RECORD SET:
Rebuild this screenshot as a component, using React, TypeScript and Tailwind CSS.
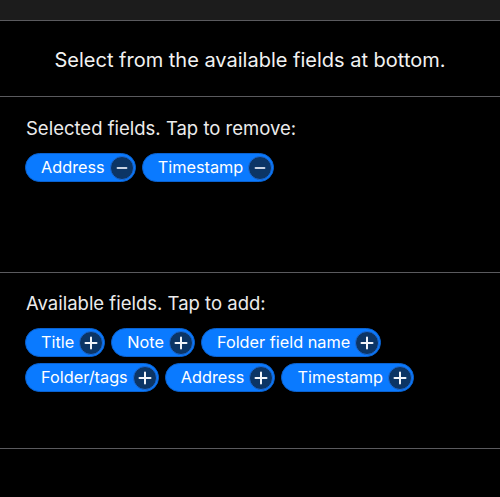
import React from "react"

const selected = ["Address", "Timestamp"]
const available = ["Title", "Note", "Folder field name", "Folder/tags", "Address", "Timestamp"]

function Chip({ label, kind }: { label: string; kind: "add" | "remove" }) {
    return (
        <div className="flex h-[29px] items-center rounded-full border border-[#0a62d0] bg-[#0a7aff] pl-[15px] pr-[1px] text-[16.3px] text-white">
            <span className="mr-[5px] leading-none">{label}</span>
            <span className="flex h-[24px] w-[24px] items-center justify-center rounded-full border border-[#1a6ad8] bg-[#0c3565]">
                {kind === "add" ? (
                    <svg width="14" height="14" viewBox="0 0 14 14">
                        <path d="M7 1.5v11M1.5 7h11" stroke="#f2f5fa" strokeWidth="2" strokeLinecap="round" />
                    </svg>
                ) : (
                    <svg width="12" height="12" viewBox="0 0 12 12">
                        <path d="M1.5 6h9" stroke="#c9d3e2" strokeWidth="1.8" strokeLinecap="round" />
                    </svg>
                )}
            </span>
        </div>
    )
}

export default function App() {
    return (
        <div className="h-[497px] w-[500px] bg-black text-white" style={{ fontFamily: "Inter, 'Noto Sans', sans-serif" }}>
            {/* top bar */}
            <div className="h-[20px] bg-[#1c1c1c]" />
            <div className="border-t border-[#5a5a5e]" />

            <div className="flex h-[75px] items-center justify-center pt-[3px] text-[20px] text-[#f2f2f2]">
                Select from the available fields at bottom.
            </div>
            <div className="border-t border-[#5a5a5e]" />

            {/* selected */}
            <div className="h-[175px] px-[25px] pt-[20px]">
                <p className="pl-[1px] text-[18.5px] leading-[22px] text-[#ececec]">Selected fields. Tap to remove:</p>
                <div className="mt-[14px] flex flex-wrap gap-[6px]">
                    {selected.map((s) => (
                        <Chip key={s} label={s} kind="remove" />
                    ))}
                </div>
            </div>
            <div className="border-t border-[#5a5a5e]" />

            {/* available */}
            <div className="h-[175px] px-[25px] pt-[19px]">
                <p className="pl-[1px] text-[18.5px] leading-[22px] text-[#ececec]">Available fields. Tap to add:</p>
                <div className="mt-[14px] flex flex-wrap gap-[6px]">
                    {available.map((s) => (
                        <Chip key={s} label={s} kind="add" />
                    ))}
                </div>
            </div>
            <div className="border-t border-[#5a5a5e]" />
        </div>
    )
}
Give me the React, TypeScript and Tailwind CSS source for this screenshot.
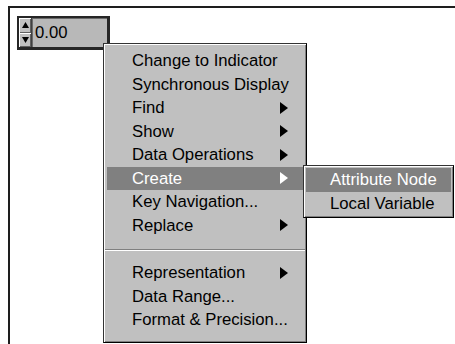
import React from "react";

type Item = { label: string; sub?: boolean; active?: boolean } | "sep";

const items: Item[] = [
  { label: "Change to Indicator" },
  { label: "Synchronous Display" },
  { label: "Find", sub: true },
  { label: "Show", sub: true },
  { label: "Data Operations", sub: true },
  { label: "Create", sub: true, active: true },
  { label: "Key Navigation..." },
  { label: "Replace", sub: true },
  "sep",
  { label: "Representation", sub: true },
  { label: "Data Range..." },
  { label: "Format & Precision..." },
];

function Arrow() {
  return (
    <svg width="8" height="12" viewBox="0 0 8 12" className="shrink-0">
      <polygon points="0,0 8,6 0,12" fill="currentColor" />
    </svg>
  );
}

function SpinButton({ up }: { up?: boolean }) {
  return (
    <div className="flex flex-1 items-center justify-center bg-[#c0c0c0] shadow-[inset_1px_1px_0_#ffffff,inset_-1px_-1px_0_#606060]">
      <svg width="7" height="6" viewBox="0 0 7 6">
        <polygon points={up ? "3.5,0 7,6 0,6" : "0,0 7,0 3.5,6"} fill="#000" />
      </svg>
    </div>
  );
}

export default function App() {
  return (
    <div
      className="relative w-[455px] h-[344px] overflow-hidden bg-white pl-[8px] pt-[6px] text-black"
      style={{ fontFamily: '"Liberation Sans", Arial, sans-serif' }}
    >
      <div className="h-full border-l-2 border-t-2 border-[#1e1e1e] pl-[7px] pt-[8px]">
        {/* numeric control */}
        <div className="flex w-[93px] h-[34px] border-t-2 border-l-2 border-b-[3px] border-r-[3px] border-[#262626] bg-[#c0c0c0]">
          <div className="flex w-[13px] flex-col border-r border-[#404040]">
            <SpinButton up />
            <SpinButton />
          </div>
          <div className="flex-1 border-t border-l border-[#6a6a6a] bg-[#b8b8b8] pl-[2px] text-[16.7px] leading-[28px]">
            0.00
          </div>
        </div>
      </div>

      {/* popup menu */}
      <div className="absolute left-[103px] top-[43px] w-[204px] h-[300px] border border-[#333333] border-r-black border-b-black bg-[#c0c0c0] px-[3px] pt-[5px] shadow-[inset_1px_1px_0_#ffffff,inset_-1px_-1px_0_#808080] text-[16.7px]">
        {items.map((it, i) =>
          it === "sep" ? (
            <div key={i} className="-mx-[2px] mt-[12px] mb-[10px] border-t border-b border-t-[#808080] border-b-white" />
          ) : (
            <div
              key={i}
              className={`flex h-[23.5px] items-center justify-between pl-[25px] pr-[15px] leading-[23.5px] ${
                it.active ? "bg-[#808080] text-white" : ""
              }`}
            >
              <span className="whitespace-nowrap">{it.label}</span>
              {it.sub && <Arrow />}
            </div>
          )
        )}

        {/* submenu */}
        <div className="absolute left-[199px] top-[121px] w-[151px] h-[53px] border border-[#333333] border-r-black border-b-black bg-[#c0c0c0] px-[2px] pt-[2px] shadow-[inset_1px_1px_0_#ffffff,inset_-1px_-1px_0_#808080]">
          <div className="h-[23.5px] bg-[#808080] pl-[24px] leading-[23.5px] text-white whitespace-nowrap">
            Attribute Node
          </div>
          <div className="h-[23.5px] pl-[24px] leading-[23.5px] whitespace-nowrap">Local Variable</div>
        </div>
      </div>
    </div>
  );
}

INSTRUCTIONS TO FOLLOW: Look above and copy only the lines from the one holding "Give me the" to the one holding "string; sub?: boolean;", both included, exactly, minus the pictures.

SOLUTION BELOW:
Give me the React, TypeScript and Tailwind CSS source for this screenshot.
import React from "react";

type Item = { label: string; sub?: boolean; active?: boolean } | "sep";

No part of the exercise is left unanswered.